Stories stories everywhere…

One of the perennial items tossed at every living writer in almost every interview where the interviewer is using a pre-hashed set of questions and hasn’t tailored the interview to the author in the hot seat is “Where do you get your ideas?”

The responses to this have ranged from faux-earnest to outright snarky. One well-known writer famously provided an address for an Ideas Shop in Schenectady (and had people TAKE HIM SERIOUSLY). My own response is usually that I have an ideas tree growing out back, and when one is ripe I just go and pluck it off the bough (and I’ve had people take THAT semi-seriously).

Most writers, though, when confronted with the Question, simply fling their arms up in resignation and say “EVERYWHERE!” And they are, of course, right.

Look at the last week of news (oh, come on, if you’re on the Internet it’s been coming at you out of every orifice).

First we had the Fairy Tale – the dashing young man in the scarlet uniform, the blushing bride with the tiara, the Kiss on the Balcony. The fairy tale of marriage, enacted Grand Scale – the horses, the carriages, the gorgeous dresses (and the unbelievable hats), the pageant and the panoply. You know, the kind of big wedding that little girls daydream about, dressing their dolls in white crinolines and draping bits of lace over unseeing dolls’ eyes and (not many still remember the tune but the sentiment is still there) hum “Some Day My Prince Will Come”. The kind of Happily Ever After that all fairy tales end with, and many modern stories try to follow (with the Prince and the Princess riding off into the sunset in an Aston Martin rather than a pumkin coach but what can you do, times move on…)

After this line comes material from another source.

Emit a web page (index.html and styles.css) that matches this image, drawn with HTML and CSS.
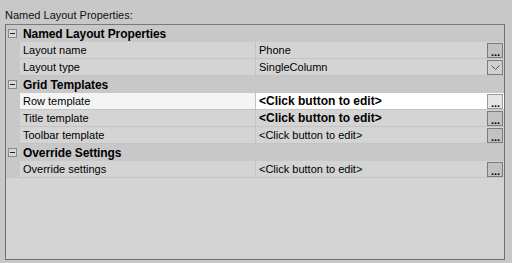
FILE: index.html
```html
<!DOCTYPE html>
<html lang="en">
<head>
    <meta charset="UTF-8">
    <title>Named Layout Properties</title>
    <link rel="stylesheet" href="styles.css">
</head>
<body>
    <div class="caption">Named Layout Properties:</div>
    <div class="grid">
        <div class="cat">
            <span class="toggle"></span>
            <span class="cat-label">Named Layout Properties</span>
        </div>
        <div class="prop">
            <div class="gutter"></div>
            <div class="name">Layout name</div>
            <div class="value">Phone<span class="btn dots">...</span></div>
        </div>
        <div class="prop">
            <div class="gutter"></div>
            <div class="name">Layout type</div>
            <div class="value">SingleColumn<span class="btn drop"><svg width="9" height="5" viewBox="0 0 9 5"><path d="M0.5 0.5 L4.5 4.5 L8.5 0.5" fill="none" stroke="#555" stroke-width="1"/></svg></span></div>
        </div>

        <div class="cat">
            <span class="toggle"></span>
            <span class="cat-label">Grid Templates</span>
        </div>
        <div class="prop selected">
            <div class="gutter"></div>
            <div class="name">Row template</div>
            <div class="value bold">&lt;Click button to edit&gt;<span class="btn dots">...</span></div>
        </div>
        <div class="prop">
            <div class="gutter"></div>
            <div class="name">Title template</div>
            <div class="value bold">&lt;Click button to edit&gt;<span class="btn dots">...</span></div>
        </div>
        <div class="prop">
            <div class="gutter"></div>
            <div class="name">Toolbar template</div>
            <div class="value">&lt;Click button to edit&gt;<span class="btn dots">...</span></div>
        </div>

        <div class="cat">
            <span class="toggle"></span>
            <span class="cat-label">Override Settings</span>
        </div>
        <div class="prop">
            <div class="gutter"></div>
            <div class="name">Override settings</div>
            <div class="value">&lt;Click button to edit&gt;<span class="btn dots">...</span></div>
        </div>
    </div>
</body>
</html>
```

FILE: styles.css
```css
body {
    margin: 0;
    padding: 0 7px 3px 5px;
    height: 263px;
    box-sizing: border-box;
    display: flex;
    flex-direction: column;
    background-color: #c8c8c8;
    font-family: "Liberation Sans", Arial, sans-serif;
    font-size: 11px;
    color: #000;
}

.caption {
    height: 24px;
    line-height: 31px;
    color: #111;
}

.grid {
    flex: 1;
    border: 1px solid #6e6e6e;
    border-top-color: #7a7a7a;
    background-color: #d4d4d4;
    display: flex;
    flex-direction: column;
}

/* category header rows */
.cat {
    height: 17px;
    display: flex;
    align-items: center;
    background-color: #c8c8c8;
}

.toggle {
    width: 9px;
    height: 9px;
    margin: 0 6px 0 2px;
    border: 1px solid #8a8a8a;
    box-sizing: border-box;
    background-color: #d8d8d8;
    position: relative;
}

.toggle::after {
    content: "";
    position: absolute;
    left: 1px;
    right: 1px;
    top: 3px;
    height: 1px;
    background-color: #222;
}

.cat-label {
    font-weight: bold;
    font-size: 12px;
    letter-spacing: -0.1px;
}

/* property rows */
.prop {
    height: 17px;
    display: flex;
}

.gutter {
    width: 14px;
    background-color: #c8c8c8;
}

.name {
    width: 236px;
    padding-left: 3px;
    box-sizing: border-box;
    border-bottom: 1px solid #c4c4c4;
    border-right: 1px solid #c4c4c4;
    line-height: 17px;
    white-space: nowrap;
}

.value {
    flex: 1;
    display: flex;
    align-items: center;
    padding-left: 3px;
    border-bottom: 1px solid #c4c4c4;
    white-space: nowrap;
}

.value.bold {
    font-weight: bold;
    font-size: 12px;
}

.prop.selected .name {
    background-color: #f4f4f4;
}

.prop.selected .value {
    background-color: #ffffff;
}

.btn {
    margin-left: auto;
    margin-right: 1px;
    width: 16px;
    height: 15px;
    box-sizing: border-box;
    border: 1px solid #7c7c7c;
    background-color: #c2c2c2;
    display: flex;
    align-items: center;
    justify-content: center;
    font-weight: bold;
    font-size: 11px;
}

.btn.dots {
    align-items: flex-end;
    line-height: 9px;
    padding-left: 1px;
}

.prop.selected .btn {
    background-color: #e6e6e6;
    border-color: #9a9a9a;
}

.btn.drop {
    background-color: #d0d0d0;
}
```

The last time this kind of hoopla came round it was all to do with the Princess to Top All Princesses, the much-hagiographised Diana of hallowed memory. I remember it well. I was 18 years old and still full of the romantic dreams of the very young; I made a scrapbook of Diana’s wedding photos, that iconic meringue wedding dress and all. Long gone, of course, vanished into the melting years of my life – but hey, I did it then. I have no doubt that some of the more romantic teens are making one of William and Kate’s wedding RIGHT NOW, as we speak.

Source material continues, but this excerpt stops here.